Because I am a very good girl, and because I would rather drop dead tomorrow than do this again, I carefully followed all directions. I placed the forehead sensor on my forehead. Eager to be a good patient, I tightened the shit out of it. There were plastic sensors embedded into my temples. I let them stay.

Next, I stuck the nasal cannula way up into my nostrils, then carefully tightened it so it wouldn’t fall out and ruin the whole study.

As for the chest strap…..gentlemen, please look away. Ladies, picture this: You have to sleep in a sports bra, only its been rolled up above your breasts so you feel it all night long. There’s a lovely plastic clasp in the back that will dig into your ribs, your vertebrae and your neck (what the hell…) all night long.

The next step in this lovely adventure involved pushing a tiny button on the top of my headset. A woman’s voice instructed me about what to do. “The Unicorder has been turned on. Lie on your back, look at the ceiling and DO NOT MOVE.” Beep…beep….beepie beeples….. You may now go to sleep.”

Sure.

I laid on my back, but the squeezie rolled up bra device dug into my spine. I rolled to my left side, but the head set was on so tight that my left temple started to throb.

Try the right side. Ouch.

Try the stomach. OUCH! Bring back my nose, please……

Left side. Ouch again.

This went on for quite a while, but eventually my old body won out and I fell asleep. All was well until at some point….somewhere between midnight and 4 AM….I woke up to hear the same calm woman scolding me: “Adjust your forehead sensor. Adjust your forehead sensor. Adjust your forehead sensor.”

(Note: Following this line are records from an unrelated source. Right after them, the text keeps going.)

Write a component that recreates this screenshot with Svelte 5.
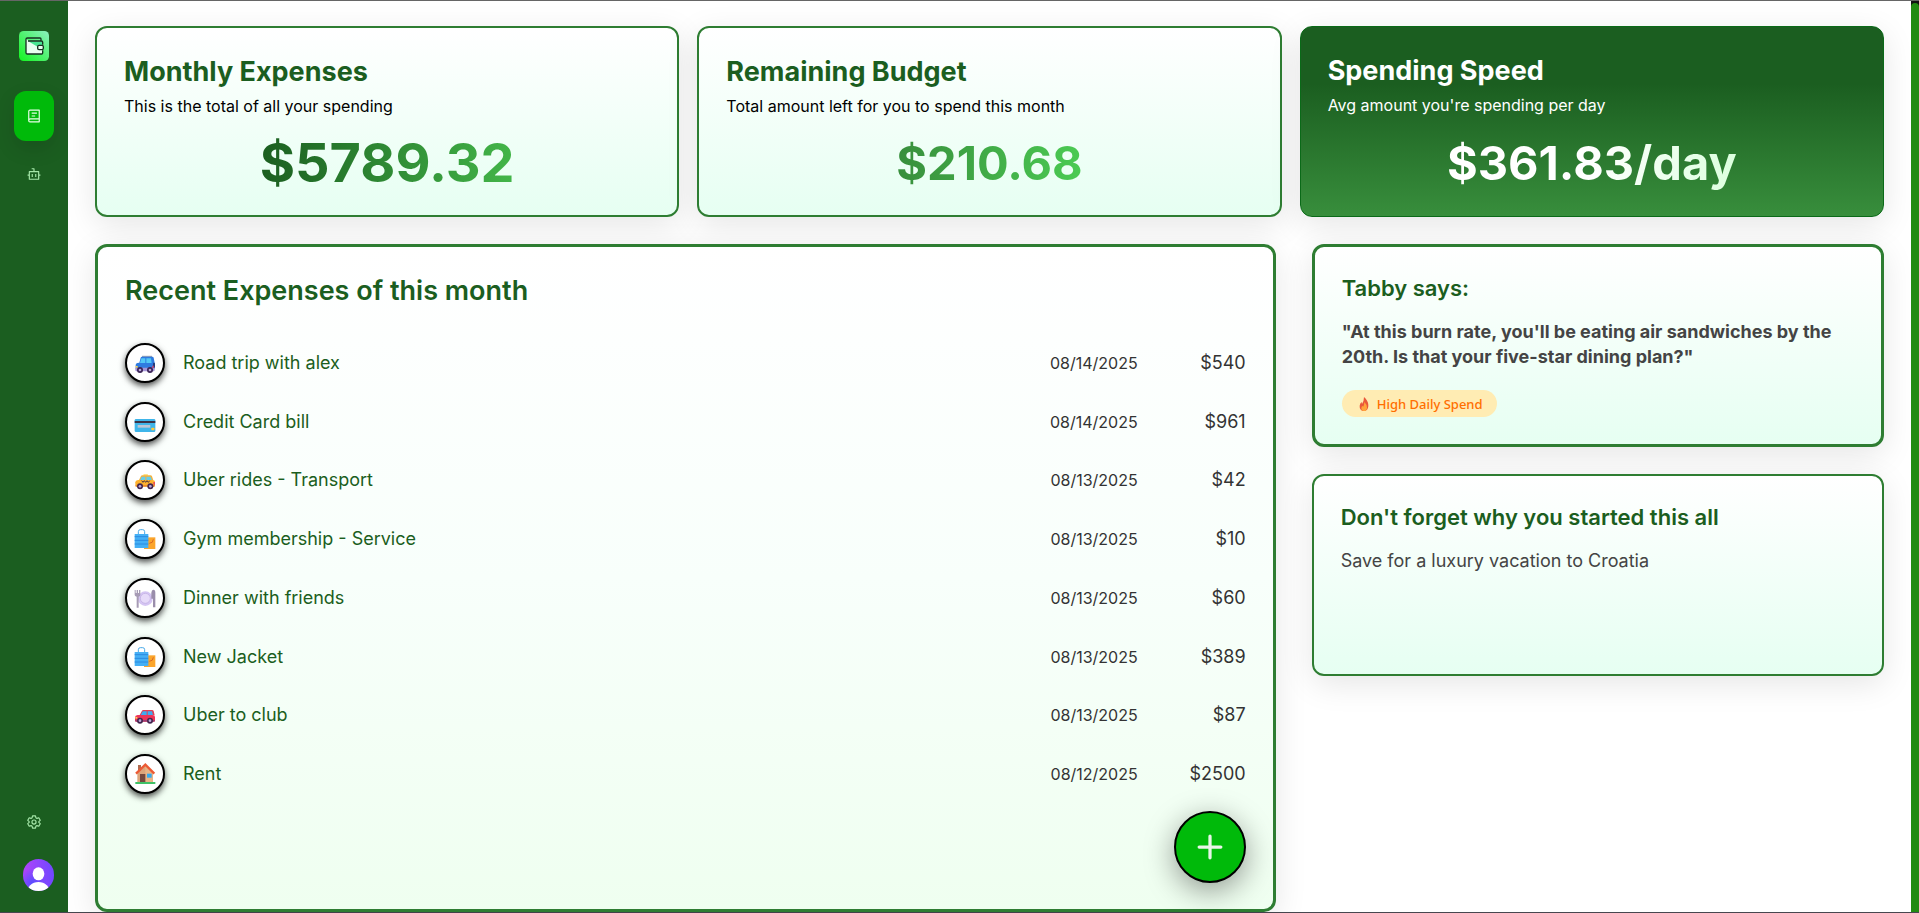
<script lang="ts">
  type Expense = {
    icon: 'suv' | 'card' | 'taxi' | 'bags' | 'plate' | 'car' | 'house';
    title: string;
    date: string;
    amount: number;
  };

  const stats = [
    { kind: 'total', title: 'Monthly Expenses', note: 'This is the total of all your spending', value: '$5789.32' },
    { kind: 'left', title: 'Remaining Budget', note: 'Total amount left for you to spend this month', value: '$210.68' },
    { kind: 'speed', title: 'Spending Speed', note: "Avg amount you're spending per day", value: '$361.83/day' },
  ];

  const expenses: Expense[] = [
    { icon: 'suv', title: 'Road trip with alex', date: '08/14/2025', amount: 540 },
    { icon: 'card', title: 'Credit Card bill', date: '08/14/2025', amount: 961 },
    { icon: 'taxi', title: 'Uber rides - Transport', date: '08/13/2025', amount: 42 },
    { icon: 'bags', title: 'Gym membership - Service', date: '08/13/2025', amount: 10 },
    { icon: 'plate', title: 'Dinner with friends', date: '08/13/2025', amount: 60 },
    { icon: 'bags', title: 'New Jacket', date: '08/13/2025', amount: 389 },
    { icon: 'car', title: 'Uber to club', date: '08/13/2025', amount: 87 },
    { icon: 'house', title: 'Rent', date: '08/12/2025', amount: 2500 },
  ];
</script>

<!-- Category pictures, all drawn on a 60 unit square -->
{#snippet picture(name: Expense['icon'])}
  <svg class="picture" viewBox="0 0 60 60" aria-hidden="true">
    {#if name === 'suv'}
      <path d="M21 10h30" stroke="#8d93a8" stroke-width="3" />
      <path d="M17 14q1-3 4-3h31q3 0 4 3l3 16v16q0 4-4 4H5q-3 0-3-4V36q0-5 5-6l6-1z" fill="#2f7be0" />
      <path d="M19 16h12v14H15zM34 16h14l2 14H34z" fill="#53c8f5" />
      <path d="M1 44h58v8q0 3-4 3H5q-4 0-4-3z" fill="#a694d6" />
      <rect x="54" y="29" width="6" height="15" rx="2" fill="#263b78" />
      <path d="M2 39h6v5H2z" fill="#ffd24d" />
      <path d="M52 38h4v7h-4z" fill="#e43f65" />
      <circle cx="15" cy="51" r="9" fill="#3a2357" /><circle cx="15" cy="51" r="4" fill="#b9a8d8" />
      <circle cx="45" cy="51" r="9" fill="#3a2357" /><circle cx="45" cy="51" r="4" fill="#b9a8d8" />
    {:else if name === 'card'}
      <rect x="-1" y="21" width="62" height="39" rx="4" fill="#3fb5ea" />
      <path d="M-1 27h62v6H-1z" fill="#3b3247" />
      <rect x="8" y="39" width="38" height="8" fill="#bdc6d6" />
      <rect x="49" y="47" width="9" height="8" rx="2" fill="#ffc93c" />
    {:else if name === 'taxi'}
      <rect x="25" y="12" width="14" height="6" rx="2" fill="#ffe28a" />
      <path d="M12 30l6-12q1-2 4-2h24q4 0 5 3l4 12z" fill="#f6b13a" />
      <path d="M20 20h11v11H15zM34 20h13l4 11H34z" fill="#67cdea" />
      <path d="M1 37q0-6 8-7h43q8 0 8 7v9q0 4-4 4H4q-3 0-3-4z" fill="#ffb22e" />
      <path d="M20 32l4 5 4-5 4 5 4-5 4 5 4-5" fill="none" stroke="#4b3340" stroke-width="3" />
      <path d="M55 36h5v8h-5z" fill="#ea4a5b" /><path d="M2 45h57v5H2z" fill="#e98b32" />
      <circle cx="15" cy="49" r="9" fill="#43264f" /><circle cx="15" cy="49" r="4" fill="#b9a8d8" />
      <circle cx="46" cy="49" r="9" fill="#43264f" /><circle cx="46" cy="49" r="4" fill="#b9a8d8" />
    {:else if name === 'bags'}
      <path d="M27 25h34v35H27z" fill="#fba52c" />
      <path d="M43 43q12-1 12-12" fill="none" stroke="#d96624" stroke-width="3" />
      <path d="M10 16V8q0-6 6-6h7q6 0 6 6v8" fill="none" stroke="#47a8e8" stroke-width="3" />
      <path d="M-1 15h41v42H-1z" fill="#45aff5" />
      <path d="M-1 23h41M-1 34h41M-1 45h41" stroke="#2b8ae0" stroke-width="3" />
    {:else if name === 'plate'}
      <circle cx="31" cy="32" r="22" fill="#d5c5f3" />
      <circle cx="31" cy="31" r="15" fill="#e6daf9" stroke="#bda9e0" stroke-width="2" />
      <path d="M-1 6h3v9h3V6h4v9h3V6h4v15q0 4-5 5v33H5V26q-6-1-6-5z" fill="#a79bb5" />
      <path d="M55 5q6 0 6 9v44h-7V32h-5V14q1-9 6-9z" fill="#9a8dab" />
    {:else if name === 'car'}
      <path d="M14 30l7-13q1-2 4-2h26q4 0 5 3l3 13z" fill="#e33e55" />
      <path d="M23 19h12v12H17zM38 19h13l3 12H38z" fill="#3facf0" />
      <path d="M0 37q0-6 8-7h44q8 0 8 6v10q0 4-4 4H4q-4 0-4-4z" fill="#ee3458" />
      <path d="M1 36h6v5H1z" fill="#ffd357" /><path d="M1 45h58v5H1z" fill="#9d3b70" />
      <circle cx="15" cy="47" r="9" fill="#42264f" /><circle cx="15" cy="47" r="4" fill="#b9a8d8" />
      <circle cx="45" cy="47" r="9" fill="#42264f" /><circle cx="45" cy="47" r="4" fill="#b9a8d8" />
    {:else}
      <path d="M9 3h9v20H9z" fill="#b06a4f" />
      <path d="M7 28L31 5l23 23v29H7z" fill="#dca47a" />
      <path d="M31 5l23 23v29H31z" fill="#eab486" />
      <path d="M3 29L31 2l27 27" fill="none" stroke="#ec5a35" stroke-width="7" />
      <rect x="15" y="30" width="16" height="26" fill="#75483e" />
      <rect x="36" y="29" width="14" height="12" fill="#35a9ee" />
      <path d="M1 54h60v6H1z" fill="#3fc167" />
    {/if}
  </svg>
{/snippet}

<div class="page">
  <nav class="sidebar" aria-label="Main">
    <a class="logo" href="#home" aria-label="Home">
      <svg viewBox="0 0 90 90">
        <defs>
          <linearGradient id="tile" x1="0" y1="1" x2="1" y2="0">
            <stop offset="0" stop-color="#12f51e" />
            <stop offset="1" stop-color="#8df0c0" />
          </linearGradient>
        </defs>
        <rect width="90" height="90" rx="14" fill="url(#tile)" />
        <path d="M21 23v43q0 3 3 3h44q3 0 3-3V34q0-3-3-3H30z" fill="#e9fff1" />
        <path d="M28 31h42v18H58z" fill="#48e592" />
        <path
          d="M66 30V24q0-3-3-3H25q-4 0-4 4v40q0 4 4 4h43q3 0 3-3v-8M71 41v-7q0-4-4-4H27"
          fill="none"
          stroke="#163020"
          stroke-width="4"
        />
        <rect x="56" y="43" width="17" height="13" rx="4" fill="#e9fff1" stroke="#163020" stroke-width="4" />
      </svg>
    </a>

    <a class="item active" href="#expenses" aria-label="Expenses" aria-current="page">
      <svg viewBox="0 0 24 24">
        <path d="M3 20V4q0-2 2-2h16v20H5q-2 0-2-2q0-3 3-3h15M8 7h9M8 12h6" />
      </svg>
    </a>
    <a class="item" href="#assistant" aria-label="Assistant">
      <svg viewBox="0 0 24 24">
        <path d="M12 8V3H8M4 8h16v13H4zM1 14h3M20 14h3M9 12v5M15 12v5" />
      </svg>
    </a>

    <a class="item settings" href="#settings" aria-label="Settings">
      <svg viewBox="0 0 24 24">
        <path
          d="M9.5 1.5h5l.7 3.2 1.9 1.1 3.1-1 2.5 4.3-2.4 2.2v1.4l2.4 2.2-2.5 4.3-3.1-1-1.9 1.1-.7 3.2h-5l-.7-3.2-1.9-1.1-3.1 1-2.5-4.3 2.4-2.2v-1.4L1.3 9.100l2.500-4.300 3.100 1 1.900-1.100z"
        />
        <circle cx="12" cy="12" r="3.5" />
      </svg>
    </a>
    <button class="avatar" type="button" aria-label="Account">
      <svg viewBox="0 0 90 96">
        <ellipse cx="45" cy="43" rx="17" ry="19" />
        <ellipse cx="45" cy="98" rx="34" ry="31" />
      </svg>
    </button>
  </nav>

  <main>
    <section class="stats">
      {#each stats as stat (stat.kind)}
        <article class="card stat {stat.kind}">
          <h2>{stat.title}</h2>
          <p class="note">{stat.note}</p>
          <p class="value"><span>{stat.value}</span></p>
        </article>
      {/each}
    </section>

    <section class="details">
      <article class="card thick recent">
        <h2>Recent Expenses of this month</h2>
        <ul>
          {#each expenses as expense}
            <li>
              <span class="badge">{@render picture(expense.icon)}</span>
              <span class="title">{expense.title}</span>
              <time>{expense.date}</time>
              <span class="amount">${expense.amount}</span>
            </li>
          {/each}
        </ul>
        <button class="add" type="button" aria-label="Add expense">
          <svg viewBox="0 0 24 24"><path d="M12 2v20M2 12h20" /></svg>
        </button>
      </article>

      <aside>
        <article class="card thick tabby">
          <h3>Tabby says:</h3>
          <p class="quote">"At this burn rate, you'll be eating air sandwiches by the 20th. Is that your five-star dining plan?"</p>
          <span class="tag">
            <svg viewBox="0 0 28 42" aria-hidden="true">
              <path d="M14 0q12 10 13 24 1 17-13 18Q0 41 1 26q1-7 6-11l1 6q6-8 6-21z" fill="#e9573a" />
              <path d="M15 15q9 9 8 17-1 10-9 10-9-1-8-10 1-4 4-6l1 4q4-5 4-15z" fill="#ffa43a" />
            </svg>
            High Daily Spend
          </span>
        </article>

        <article class="card goal">
          <h3>Don't forget why you started this all</h3>
          <p>Save for a luxury vacation to Croatia</p>
        </article>
      </aside>
    </section>
  </main>

  <div class="scrollbar" aria-hidden="true"><div class="thumb"></div></div>
</div>

<style>
  :global(body) {
    background: #fff;
    color: #333;
    font-family: Inter, sans-serif;
  }
  .page {
    display: flex;
    box-sizing: border-box;
    min-height: 100vh;
    border-top: 1px solid #666;
    border-bottom: 1px solid #47474f;
  }
  h2, h3, p, ul { margin: 0; padding: 0; }
  button { padding: 0; cursor: pointer; }

  .sidebar {
    display: flex;
    flex-direction: column;
    align-items: center;
    flex: none;
    box-sizing: border-box;
    width: 68px;
    padding: 30px 14px 21px;
    background: #1b5e20;
  }
  .logo { width: 30px; height: 30px; margin-bottom: 30px; }
  .logo svg { display: block; }
  .item {
    display: grid;
    place-items: center;
    width: 40px;
    height: 50px;
    margin-bottom: 8px;
    border-radius: 12px;
  }
  .item svg {
    width: 14px;
    height: 14px;
    fill: none;
    stroke: #a5e6a8;
    stroke-width: 2;
    stroke-linejoin: round;
    overflow: visible;
  }
  .active {
    background: #00ba0a;
    box-shadow: 0 8px 20px rgba(0, 0, 0, 0.12);
  }
  .active svg { stroke: #e8ffe9; }
  .settings { margin-top: auto; margin-bottom: 12px; }
  .avatar {
    align-self: flex-end;
    width: 31px;
    height: 32px;
    border: none;
    border-radius: 16px;
    overflow: hidden;
    background: radial-gradient(circle at 30% 75%, #5a4cff, transparent 45%), linear-gradient(90deg, #b044fa, #7048ff);
  }
  .avatar svg { display: block; fill: #fff; }

  main {
    display: flex;
    flex-direction: column;
    flex: 1;
    gap: 27px;
    min-width: 0;
    padding: 25px 27px 0;
  }
  .stats {
    display: grid;
    grid-template-columns: repeat(3, 1fr);
    gap: 18px;
  }
  .details {
    display: grid;
    grid-template-columns: repeat(3, 1fr);
    gap: 36px;
    flex: 1;
  }
  .card {
    box-sizing: border-box;
    padding: 27px;
    border: 2px solid #2e7d32;
    border-radius: 12px;
    background: linear-gradient(#fff, #e6fff2);
    box-shadow: 0 8px 32px rgba(0, 0, 0, 0.1);
  }
  .thick { border-width: 3px; }
  h2 {
    color: #1b5e20;
    font-size: 27px;
    font-weight: 700;
    line-height: 33px;
  }
  h3 {
    margin-bottom: 17px;
    color: #1b5e20;
    font-size: 22px;
    font-weight: 600;
    line-height: 28px;
  }

  .note {
    margin-top: 6px;
    color: #000;
    font-size: 16px;
    line-height: 24px;
  }
  .value {
    margin-top: 20px;
    font-size: 47px;
    font-weight: 700;
    line-height: 50px;
    text-align: center;
  }
  .value span {
    background: linear-gradient(90deg, #388e3c, #4bcb53);
    background-clip: text;
    color: transparent;
  }
  .total .value { font-size: 54px; }
  .total .value span { background-image: linear-gradient(90deg, #1b5e20, #43b649); }
  .speed {
    border: 1px solid #0a6a18;
    background: linear-gradient(#1b5e20 30%, #388e3c);
  }
  .speed h2, .speed .note { color: #fff; }
  .speed .value { margin-top: 21px; }
  .speed .value span { background-image: linear-gradient(90deg, #fff 50%, #dcffde); }

  .recent {
    display: flex;
    flex-direction: column;
    grid-column: span 2;
    padding-bottom: 26px;
    background: linear-gradient(#fff, #f8fffb 50%, #effff0);
  }
  .recent h2 { font-weight: 600; }
  ul {
    display: flex;
    flex-direction: column;
    justify-content: space-between;
    min-height: 451px;
    margin-top: 36px;
    list-style: none;
  }
  li {
    display: grid;
    grid-template-columns: 40px 1fr auto 90px;
    align-items: center;
    column-gap: 18px;
    font-size: 18px;
    line-height: 24px;
  }
  .badge {
    display: grid;
    place-items: center;
    box-sizing: border-box;
    width: 40px;
    height: 40px;
    border: 2px solid #000;
    border-radius: 50%;
    background: #fff;
    box-shadow: 0 3px 6px rgba(0, 0, 0, 0.7);
  }
  .picture { width: 20px; height: 20px; overflow: visible; }
  .title { color: #1b5e20; }
  time { font-size: 16px; }
  .amount { text-align: right; }
  .add {
    display: grid;
    place-items: center;
    align-self: flex-end;
    width: 72px;
    height: 72px;
    margin-top: auto;
    border: 2px solid #000;
    border-radius: 50%;
    background: #00ba0a;
    box-shadow: 0 8px 30px rgba(0, 0, 0, 0.4);
  }
  .add svg {
    width: 26px;
    height: 26px;
    stroke: #e8f5e9;
    stroke-width: 3;
    stroke-linecap: round;
  }

  aside {
    display: flex;
    flex-direction: column;
    gap: 27px;
  }
  .quote {
    margin-bottom: 21px;
    color: #444;
    font-size: 18px;
    font-weight: 700;
    line-height: 25px;
  }
  .tag {
    display: flex;
    align-items: center;
    gap: 8px;
    width: fit-content;
    height: 27px;
    padding: 0 14px 0 17px;
    border-radius: 14px;
    background: #ffecb3;
    color: #ff6f00;
    font-family: "Noto Sans", sans-serif;
    font-size: 13px;
    font-weight: 500;
  }
  .tag svg { width: 10px; height: 14px; }
  .goal { min-height: 202px; }
  .goal p {
    color: #444;
    font-size: 18px;
    line-height: 25px;
  }

  .scrollbar {
    flex: none;
    width: 8px;
    padding-top: 2px;
    background: #111;
  }
  .thumb {
    height: 100%;
    border-radius: 4px 4px 0 0;
    background: #228b12;
  }
</style>
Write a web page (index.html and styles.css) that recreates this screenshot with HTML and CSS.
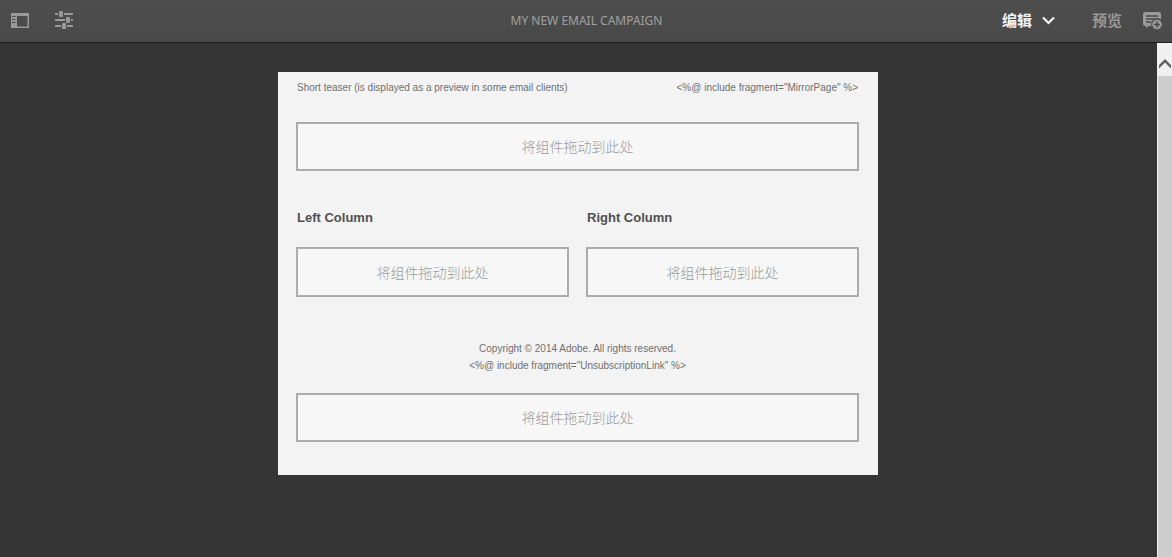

Holy bitch. “I did!” I snapped. I adjusted. Everything still hurt like hell, so I figured that all was well.

I dozed. Had nightmares. Tossed. Turned.

I might have snored, but who knows?

Eventually, I woke up. Filled with relief that I’d managed to wrangle with the torture device and still get some sleep, I reached up to turn off the recorder.

And this is what I heard:

“”The Unicorder has been turned on. Lie on your back, look at the ceiling and DO NOT MOVE.”